Une fois dans notre élément,
je me dégrise un peu. La nature, belle et brute, possède toujours ce pouvoir de
laissée à l’orée des forêts les petits désagréments et les ronchonneries
chroniques. Le chemin que nous suivons descend vers le fond de la vallée avec
entrain, même si nous essayons de ne pas trop penser à l’inévitable remontée
(la voiture est en haut, elle fait du gâteau). Curieusement, le ciel s’est
dégagé et nous profitons d’agréables rayons de soleil avant de plonger dans
l’encaissement naturel que forme la vallée. Sur les dernières centaines de
mètres, cette petite randonnée prend un aspect plus frustrant qu’elle n’y
paraissait : nous entendons distinctement les bouillonnements de l’eau qui
dévale les parois du torrent à notre droite, sans pour autant apercevoir quoi
que ce soit à travers les frondaisons. Et lorsqu’enfin nous pensons y être, que
l’on aperçoit des masses d’eau turbulentes se fracasser sur les rochers, on
apprend par un panneau que l’accès est interdit, car le chemin et les ponts
sont encore fracassés. Par chance nous avons suffisamment déchiffré le plan (si
toutefois ce n’était pas juste un tag d’une représentation du métro parisien)
pour savoir qu’il reste au moins un site praticable, dans le fond de la gorge. Au
fur et à mesure de notre descente, la végétation s’épaissit un peu, et lorsque
nous tournons dans les dernières épingles avant la cascade, nous sommes sous un
véritable plafond végétal.
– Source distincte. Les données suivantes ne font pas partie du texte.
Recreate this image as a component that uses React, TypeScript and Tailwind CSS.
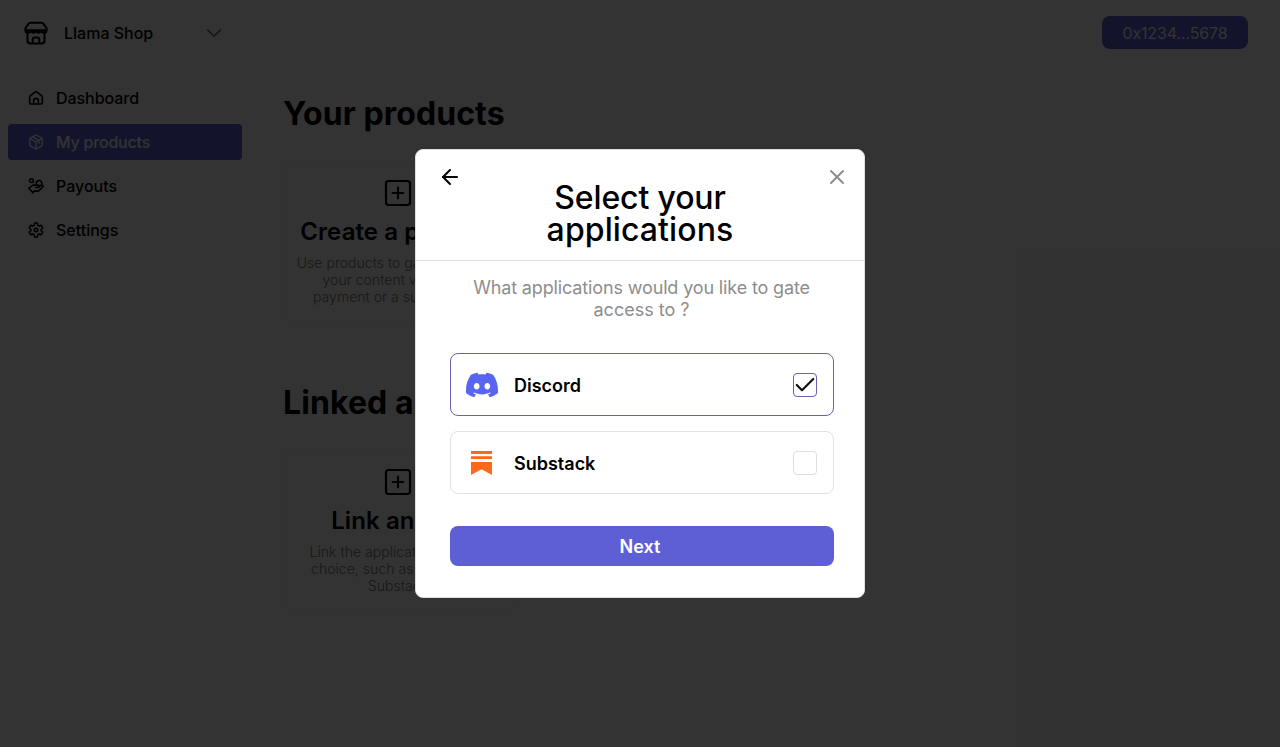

Guidés par le son, nous parcourons les dizaines de
mètres qui nous séparent encore de la bruyante chute d’eau.
Disons-le immédiatement, ce
n’est pas la plus belle cascade qui nous ait été donné d’observer. Mais il faut
avouer qu’après une telle descente, nous sommes plus qu’heureux de sentir les
gouttelettes en suspension venir s’accrocher à nos joues. A côté de la chute,
le taux d’humidité grimpe en flèche, et il fait soudain aussi frais que dans le
rayon boucherie. Même si nous ne resterons pas trop longtemps, nous allons
quand même en profiter pour faire plusieurs clichés, grâce à une avancée du
chemin sur un petit ponton de bois qui s’étend presque jusqu’au pied des
remous. C’est le moment d’essayer les longues expositions, pour capturer la
nature stable et l’eau en mouvement flou. Mais ce n’est pas évident, alors
Michel et Julie, qui sont tous les deux avec les reflex à ce moment de
l’aventure, vont passer un certain temps à tenter différents réglages. Et même
s’il ne s’agit que de regarder le flux incroyable d’eau qui descend ce surplomb
de quelques mètres, c’est à peu près aussi hypnotisant que de regarder les
flammes d’un feu de camp. On s’y perd vite, et l’expérience enveloppe les sens.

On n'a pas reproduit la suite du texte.